Después, o simultáneamente al proceso de superación de estas dificultades, topamos con las que nacen de la naturaleza burguesa de la sociología oficial arriba vista, y las resistencias que ella ofrece al uso emancipador de algunas de sus partes. Antes de intentar resumir cuáles son estas, debemos saber que desde mediados del siglo XIX, los movimientos revolucionarios también han aplicado técnicas y métodos de análisis de la realidad social que aparecen en la sociología burguesa. Lo que ocurre es que lo han hecho desde dentro de una concepción global opuesta, y para objetivos también opuestos. Esta utilización se ha ido ampliando en la medida de lo posible en los decenios posteriores, pero siempre buscando mantener la especificidad y los objetivos independientes de l@s oprimid@s.

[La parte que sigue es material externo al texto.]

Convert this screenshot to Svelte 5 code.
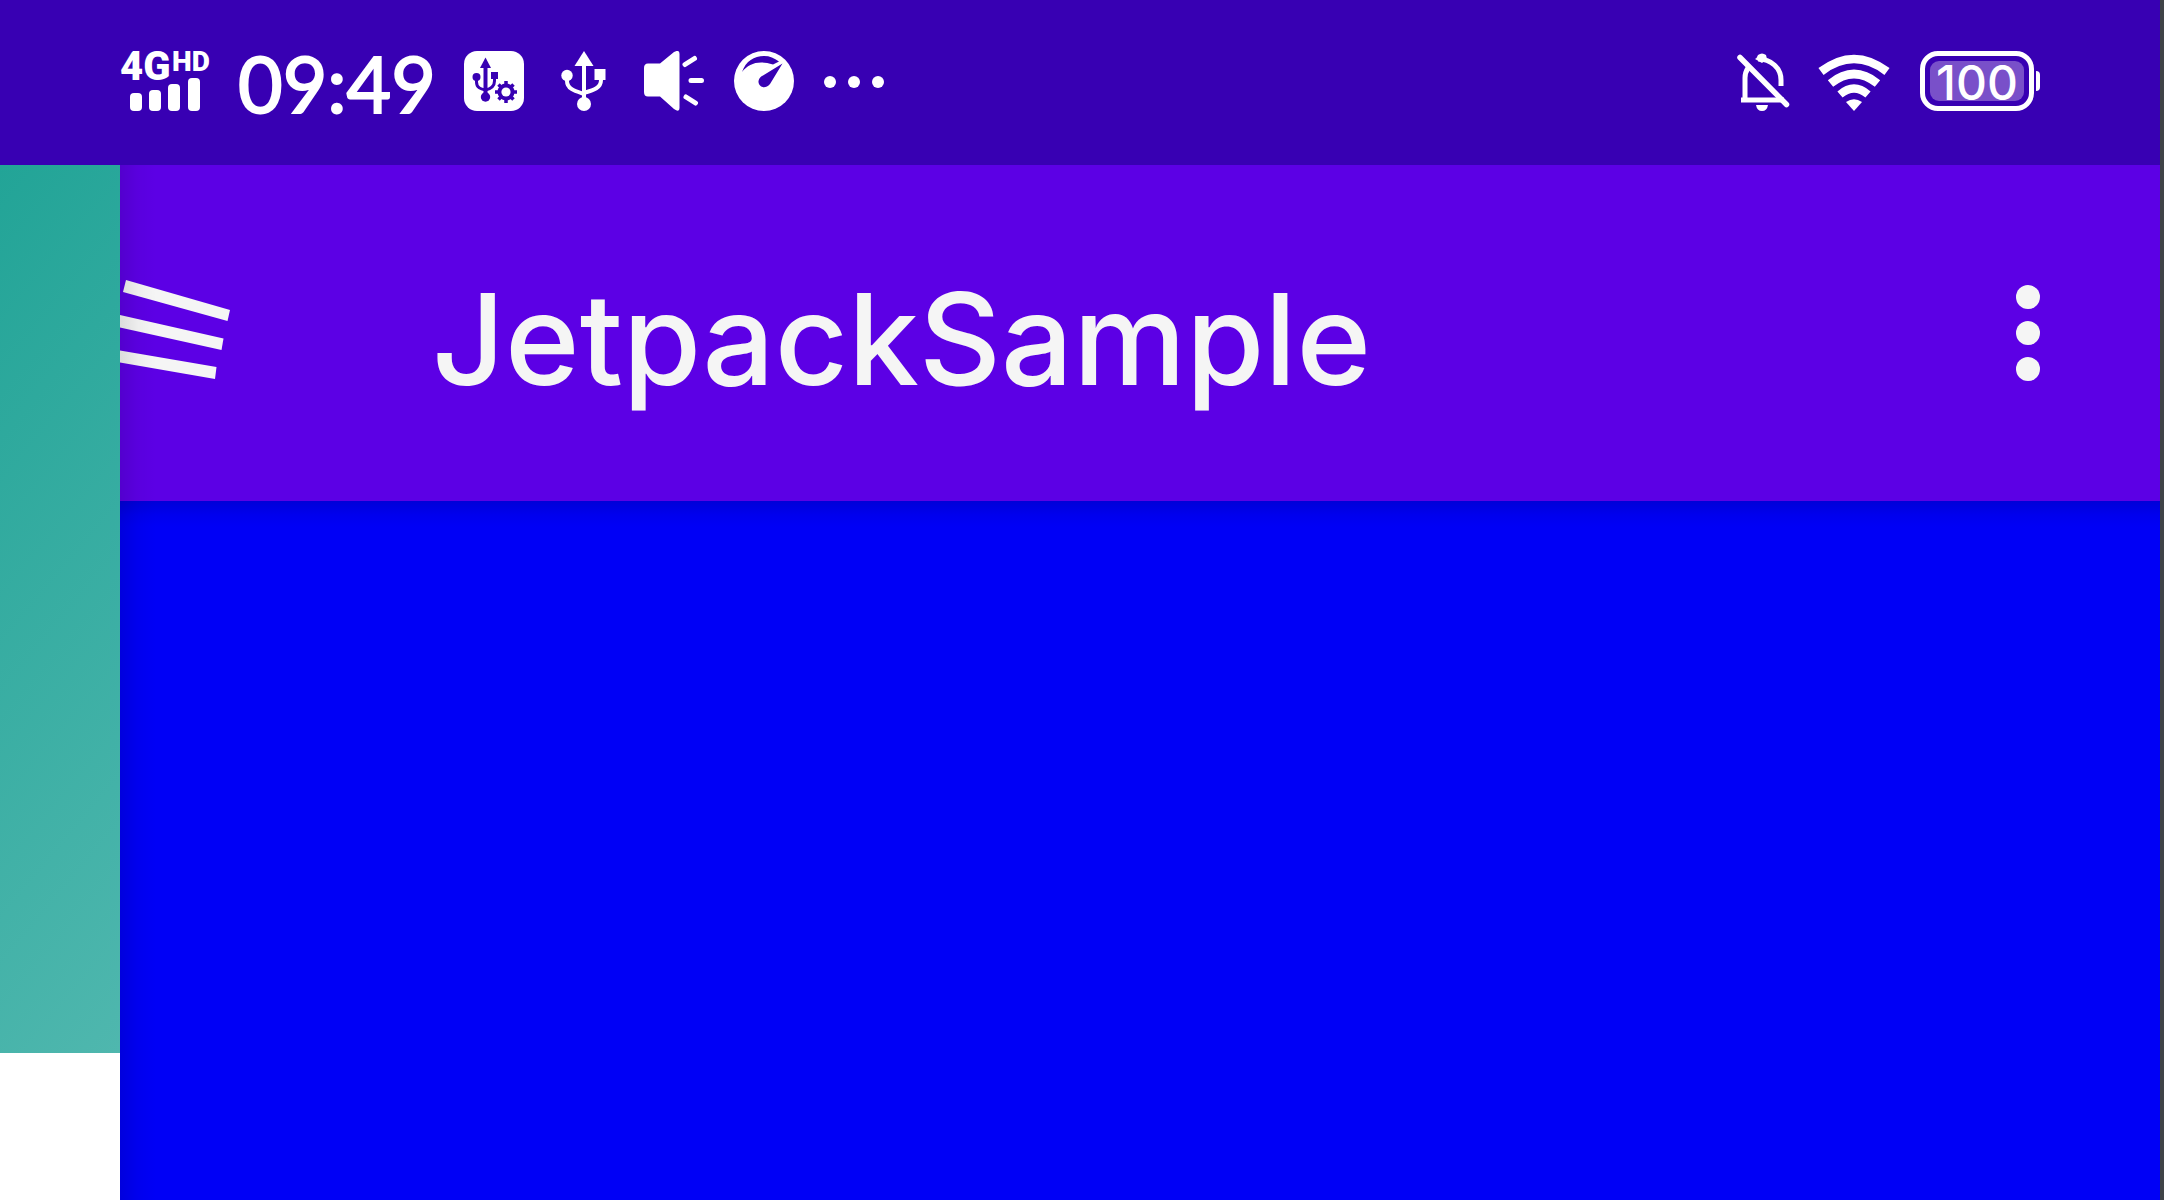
<script>
  const title = 'JetpackSample';
  const time = '09:49';
  const battery = 100;
</script>

<div class="screen">
  <header class="status">
    <div class="signal">
      <div class="network"><span class="gen">4G</span><span class="hd">HD</span></div>
      <svg class="bars" viewBox="0 0 70 33" aria-hidden="true">
        <rect x="0" y="15" width="12" height="18" rx="4" />
        <rect x="19" y="12" width="12" height="21" rx="4" />
        <rect x="38" y="6" width="12" height="27" rx="4" />
        <rect x="58" y="0" width="12" height="33" rx="4" />
      </svg>
    </div>
    <time class="clock">{time}</time>
    <div class="icons">
      <svg viewBox="0 0 60 60" aria-hidden="true">
        <rect width="60" height="60" rx="13" fill="#fff" />
        <g fill="none" stroke="#3800b3" stroke-width="4">
          <path d="M21.500 12V46" />
          <path d="M12.500 27V31C12.500 37 17 38 21.500 39C26 38 30.500 36 30.500 30V24" stroke-width="3" />
        </g>
        <g fill="#3800b3">
          <path d="M21.500 6.500L27 17H16Z" />
          <circle cx="12.500" cy="26" r="4" />
          <rect x="27" y="21" width="7" height="7" />
          <circle cx="21.500" cy="46" r="4.700" />
        </g>
        <circle cx="42" cy="41" r="8.500" fill="#3800b3" />
        <path d="M42 30V52M31 41H53M34.500 33.500L49.500 48.500M49.500 33.500L34.500 48.500" stroke="#3800b3" stroke-width="3.500" />
        <circle cx="42" cy="41" r="4.600" fill="#fff" />
      </svg>
      <svg viewBox="0 0 60 60" aria-hidden="true">
        <path d="M30 10V54M13 24V30C13 38 21 40 30 43M47 24V29C47 37 40 39 30 42" fill="none" stroke="#fff" stroke-width="4" />
        <path d="M30 0L39.500 15H20.500Z" fill="#fff" />
        <circle cx="13" cy="24.500" r="5.700" fill="#fff" />
        <rect x="40.500" y="18" width="11" height="11" fill="#fff" />
        <circle cx="30" cy="53" r="7" fill="#fff" />
      </svg>
      <svg viewBox="0 0 60 60" aria-hidden="true">
        <path d="M4 12.500H16L30 1Q35.500 -2 35.500 3V57Q35.500 62 30 58L16 45.500H4Q0 45.500 0 41V17Q0 12.500 4 12.500Z" fill="#fff" />
        <path d="M41 13.500L50.500 7.500M47 29.500H57.500M42 46L51.500 52" stroke="#fff" stroke-width="5" stroke-linecap="round" />
      </svg>
      <svg viewBox="0 0 60 60" aria-hidden="true">
        <circle cx="30" cy="30" r="30" fill="#fff" />
        <path d="M8 21C12 10 20 5 30 5C36 5 40 7 45 10.500L39 13.500C25 9 15 12 8 21Z" fill="#3800b3" />
        <path d="M48.500 12.500L36 33C31 39 24 36 24.500 30C25 27 27 25.500 29 24.500Z" fill="#3800b3" />
      </svg>
      <svg viewBox="0 0 60 60" aria-hidden="true" fill="#fff">
        <circle cx="6" cy="31" r="6" /><circle cx="30" cy="31" r="6" /><circle cx="54" cy="31" r="6" />
      </svg>
    </div>
    <div class="system">
      <svg class="bell" viewBox="0 0 60 60" aria-hidden="true">
        <path d="M7 49H50M11 49V27C11 23 12 20 14 17M24 8C37 8 47 17 47 29V35" fill="none" stroke="#fff" stroke-width="5" />
        <path d="M21 8Q23 7 24 4Q28 1 32 4L33 8L28 12Z" fill="#fff" />
        <path d="M6 6.500L52.500 53.500" stroke="#fff" stroke-width="5.500" stroke-linecap="round" />
        <path d="M22 54H34Q33 60 28 60Q23 60 22 54Z" fill="#fff" />
      </svg>
      <svg class="wifi" viewBox="0 0 72 60" aria-hidden="true">
        <g fill="none" stroke="#fff" stroke-width="8.500">
          <path d="M3 20.500Q36 -4.500 69 20.500" />
          <path d="M12.500 32.500Q36 13.500 59.500 32.500" />
          <path d="M22 43.500Q36 31.500 50 43.500" stroke-width="8" />
        </g>
        <path d="M28 51Q36 45.500 44 51L36 60Z" fill="#fff" />
      </svg>
      <div class="battery"><span class="shell"><span class="level">{battery}</span></span><span class="nub"></span></div>
    </div>
  </header>

  <div class="body">
    <aside><div class="drawer-header"></div></aside>
    <main>
      <div class="toolbar">
        <button class="menu" aria-label="Open navigation drawer">
          <svg viewBox="0 0 112 102" aria-hidden="true" fill="#f5f5f5">
            <path d="M6 0L110 30L107.500 41L3 12Z" />
            <path d="M0 35L103.500 58.500L101.500 70L0 47.500Z" />
            <path d="M0 70.500L96.500 87L95 99L0 82.500Z" />
          </svg>
        </button>
        <h1>{title}</h1>
        <button class="more" aria-label="More options"><i></i><i></i><i></i></button>
      </div>
      <div class="content"></div>
    </main>
  </div>
</div>

<style>
  :global(body) { margin: 0; }
  .screen {
    min-height: 100vh;
    display: flex;
    flex-direction: column;
    box-sizing: border-box;
    border-right: 4px solid #3f4347;
    background: #fff;
    font-family: Inter, Roboto, sans-serif;
  }
  .status {
    display: flex;
    align-items: flex-start;
    height: 165px;
    box-sizing: border-box;
    padding: 51px 120px 0;
    background: #3800b3;
    color: #fff;
  }
  svg { display: block; width: 60px; height: 60px; flex: none; }
  .signal { width: 118px; }
  .network { display: flex; height: 27px; font-family: Roboto, sans-serif; font-weight: 900; }
  .gen { font-size: 40px; line-height: 32px; width: 52px; }
  .hd { font-size: 28px; line-height: 22px; }
  .signal .bars { width: 70px; height: 33px; margin-left: 10px; fill: #fff; }
  .clock {
    width: 226px;
    font-family: Lato, Roboto, sans-serif;
    font-size: 77px;
    line-height: 64px;
    -webkit-text-stroke: 2px #fff;
    white-space: nowrap;
  }
  .icons { display: flex; gap: 30px; }
  .system { display: flex; margin-left: auto; }
  .system .wifi { width: 72px; margin: 0 30px 0 24px; }
  .battery { display: flex; align-items: center; gap: 2px; }
  .shell {
    box-sizing: border-box;
    width: 114px;
    height: 60px;
    padding: 5px;
    border: 5px solid #fff;
    border-radius: 18px;
  }
  .level {
    display: block;
    height: 40px;
    border-radius: 9px;
    background: #7950c9;
    text-align: center;
    font-size: 48px;
    line-height: 44px;
    font-weight: 500;
  }
  .nub { width: 4px; height: 20px; background: #fff; border-radius: 0 4px 4px 0; }
  .body { flex: 1; display: flex; }
  aside { width: 120px; background: #fff; }
  .drawer-header { height: 888px; background: linear-gradient(130deg, #22a497, #4fb7ae); }
  main { flex: 1; position: relative; display: flex; flex-direction: column; background: #0000f6; }
  main::after {
    content: '';
    position: absolute;
    inset: 0 auto 0 0;
    width: 36px;
    background: linear-gradient(90deg, rgba(0, 0, 0, 0.1), rgba(0, 0, 0, 0.03) 50%, transparent);
    pointer-events: none;
  }
  .toolbar { display: flex; align-items: center; height: 336px; background: #5c00e5; color: #f5f5f5; }
  button { padding: 0; border: 0; background: none; color: inherit; cursor: pointer; }
  .menu svg { width: 112px; height: 102px; }
  .menu { margin-right: 200px; padding-bottom: 4px; }
  h1 { margin: 0; padding-top: 12px; font-size: 127px; line-height: 152px; font-weight: 450; }
  .more { display: flex; flex-direction: column; gap: 12px; margin: 0 120px 0 auto; }
  .more i { width: 24px; height: 24px; border-radius: 50%; background: #f5f5f5; }
  .content { flex: 1; background: linear-gradient(#0000d8, #0000ee 14px, #0000f6 26px); }
</style>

No hace falta decir que sobre todo se han aplicado los descubrimientos y avances de todas las escuelas sociológicas progresistas y no descaradamente burguesas.

No es este sitio ni momento para extendernos en lo que podríamos utilizar de la sociología oficial para nuestros intereses, aunque, en resumen, sí debemos ser conscientes de tres precauciones decisivas como son, primera, que esta sociología es patriarcal, idealista, estatalista, burguesa y racista, con las consecuencias teóricas que ello acarrea; segunda, que además, en Euskal Herria su funcionamiento práctico es inseparable de la opresión nacional que padecemos y, tercero, que consiguientemente todo esfuerzo por utilizar alguna de sus aportaciones debe partir de una especial insistencia anterior en los problemas y reivindicaciones antipatriarcales, materialistas, populares, trabajadoras e internacionalistas, de modo que las técnicas analíticas, encuestas, monografías, entrevistas individualizadas, métodos de elección de las preguntas y de las zonas y horarios, sistemas de cualificación de los resultados cuantitativos, grupos de discusión y debate, relaciones con otras disciplinas, etc, etc, semejante esfuerzo posible y necesario ha de estar siempre dentro de las precauciones vistas y, fundamentalmente, dentro de los intereses de la emancipación humana.

Una tarea que podemos y debemos realizar.